It's not surprising. Try dealing with consumer routers and their varying degrees of support for dynamic assignment of IPv6 addresses. Seriously, it's a support nightmare.
Many ISPs ship their own routers to consumers. So they are mostly in charge of the tech stack. The fraction of users who use their own router is small.
Not necessarily. There are plenty of ISPs that have to go through wholesale networks where the underlying carrier has control over the modem and how provisioning works. This is particularly painful with cable modems.
Twenty years later, it still hasn't displaced IPv4. IPv6 was designed by a bunch of telephone-company guys who were used to Ma Bell being able to declare a flag day. That doesn't scale up to the Internet, and we're all suffering for their failure to understand backward compatibility.
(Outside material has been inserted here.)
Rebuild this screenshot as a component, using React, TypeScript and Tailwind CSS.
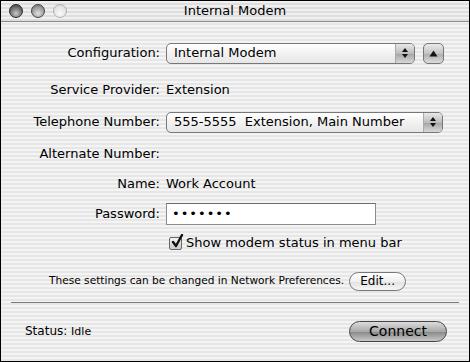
import React from 'react'

const font = { fontFamily: '"DejaVu Sans", "Liberation Sans", sans-serif' }

function Light({ tone }: { tone: 'dark' | 'mid' | 'light' }) {
  const fill =
    tone === 'dark'
      ? 'bg-[radial-gradient(circle_at_50%_70%,#c8c8c8,#6a6a6a_60%,#3a3a3a)] border-[#2a2a2a]'
      : tone === 'mid'
      ? 'bg-[radial-gradient(circle_at_50%_70%,#e0e0e0,#9a9a9a_60%,#6a6a6a)] border-[#444]'
      : 'bg-[radial-gradient(circle_at_50%_70%,#fafafa,#e4e4e4_60%,#cfcfcf)] border-[#b0b0b0]'
  return <div className={`size-[14px] rounded-full border ${fill}`} />
}

function Arrows() {
  return (
    <svg width="8" height="12" viewBox="0 0 8 12">
      <path d="M4 1 L7 5 L1 5 Z" fill="#111" />
      <path d="M4 11 L7 7 L1 7 Z" fill="#111" />
    </svg>
  )
}

function Popup({ text, width }: { text: string; width: string }) {
  return (
    <div
      className={`${width} h-[21px] flex items-stretch rounded-[5px] border border-[#777] bg-[linear-gradient(#ffffff,#f2f2f2_50%,#e6e6e6)] overflow-hidden`}
    >
      <div className="flex-1 pl-[7px] flex items-center text-[13px] text-black whitespace-pre">{text}</div>
      <div className="w-[19px] flex items-center justify-center border-l border-[#aaa] bg-[linear-gradient(#e8e8e8,#bcbcbc_50%,#a8a8a8_55%,#d8d8d8)]">
        <Arrows />
      </div>
    </div>
  )
}

function Row({ label, children, h }: { label: string; children?: React.ReactNode; h: string }) {
  return (
    <div className={`flex items-center ${h}`}>
      <div className="w-[165px] text-right pr-[6px] text-[13px] text-black">{label}</div>
      <div className="flex items-center">{children}</div>
    </div>
  )
}

export default function App() {
  return (
    <div
      style={font}
      className="w-[470px] h-[362px] border border-black bg-[repeating-linear-gradient(#f4f4f4_0px,#f4f4f4_2px,#e6e6e6_2px,#e6e6e6_4px)] flex flex-col text-black"
    >
      {/* title bar */}
      <div className="h-[21px] relative flex items-center justify-center border-b border-[#8a8a8a] bg-[repeating-linear-gradient(#f0f0f0_0px,#f0f0f0_2px,#dedede_2px,#dedede_4px)]">
        <div className="absolute left-[8px] top-[3px] flex gap-[8px]">
          <Light tone="dark" />
          <Light tone="mid" />
          <Light tone="light" />
        </div>
        <span className="text-[13px]">Internal Modem</span>
      </div>

      <div className="mt-[20px]">
        <Row label="Configuration:" h="h-[22px]">
          <Popup text="Internal Modem" width="w-[249px]" />
          <div className="ml-[8px] size-[21px] rounded-[5px] border border-[#777] bg-[linear-gradient(#eaeaea,#c4c4c4_50%,#b0b0b0_55%,#dcdcdc)] flex items-center justify-center">
            <svg width="9" height="7" viewBox="0 0 9 7">
              <path d="M4.5 0.5 L8.5 6.5 L0.5 6.5 Z" fill="#111" />
            </svg>
          </div>
        </Row>
        <div className="h-[17px]" />
        <Row label="Service Provider:" h="h-[18px]">
          <span className="text-[13px]">Extension</span>
        </Row>
        <div className="h-[12px]" />
        <Row label="Telephone Number:" h="h-[22px]">
          <Popup text="555-5555  Extension, Main Number" width="w-[277px]" />
        </Row>
        <div className="h-[12px]" />
        <Row label="Alternate Number:" h="h-[18px]" />
        <div className="h-[12px]" />
        <Row label="Name:" h="h-[18px]">
          <span className="text-[13px]">Work Account</span>
        </Row>
        <div className="h-[9px]" />
        <Row label="Password:" h="h-[24px]">
          <div className="w-[210px] h-[22px] bg-white border border-[#8c8c8c] border-t-[#6c6c6c] flex items-center pl-[5px] text-[13px] tracking-[1px]">
            •••••••
          </div>
        </Row>
        <div className="h-[8px]" />
        <div className="flex items-center h-[18px] pl-[168px]">
          <div className="size-[13px] rounded-[2px] border border-[#666] bg-[linear-gradient(#f4f4f4,#c8c8c8)] relative">
            <svg className="absolute left-[1px] top-[-4px]" width="13" height="15" viewBox="0 0 13 15">
              <path d="M2 8 L5 12 L11 1" fill="none" stroke="#111" strokeWidth="2.4" strokeLinecap="round" strokeLinejoin="round" />
            </svg>
          </div>
          <span className="ml-[4px] text-[13px]">Show modem status in menu bar</span>
        </div>
        <div className="h-[19px]" />
        <div className="flex items-center h-[20px] pl-[48px]">
          <span className="text-[10.6px]">These settings can be changed in Network Preferences.</span>
          <div className="ml-[5px] w-[57px] h-[19px] rounded-full border border-[#777] bg-[linear-gradient(#ffffff,#efefef_50%,#e2e2e2_55%,#f6f6f6)] flex items-center justify-center text-[12px]">
            Edit...
          </div>
        </div>
      </div>

      <div className="mt-[11px] mx-[10px] border-t border-[#7a7a7a]" />

      <div className="mt-[18px] flex items-center justify-between pl-[24px] pr-[22px]">
        <span className="text-[12px]">Status: <span className="text-[11px]">Idle</span></span>
        <div className="w-[98px] h-[21px] rounded-full border border-[#444] bg-[linear-gradient(#dcdcdc,#a8a8a8_50%,#8c8c8c_55%,#c8c8c8)] flex items-center justify-center text-[14px]">
          Connect
        </div>
      </div>
    </div>
  )
}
This. When I (as an ISP) was looking into the consumer router situation 10 years ago, the protocols required to handle dynamic IPv6 assignment to end users in conjunction with PPPoE simply didn't exist. Specifically, without NAT, the ISP has to somehow delegate an IPv6 subnet to the customer for their local network. The mix of IPV6CP and DHCPv6 simply
weren't able to do that, and if you've ever had to deal with this for more than a handful of customers, you know that getting $joerandomenduser to manually configure an IPv6 subnet just isn't going to work. Sure, if you can control what router every customer uses you can come up with a procedure for that, but going through the wholesale network of an incumbent means you don't have that luxury.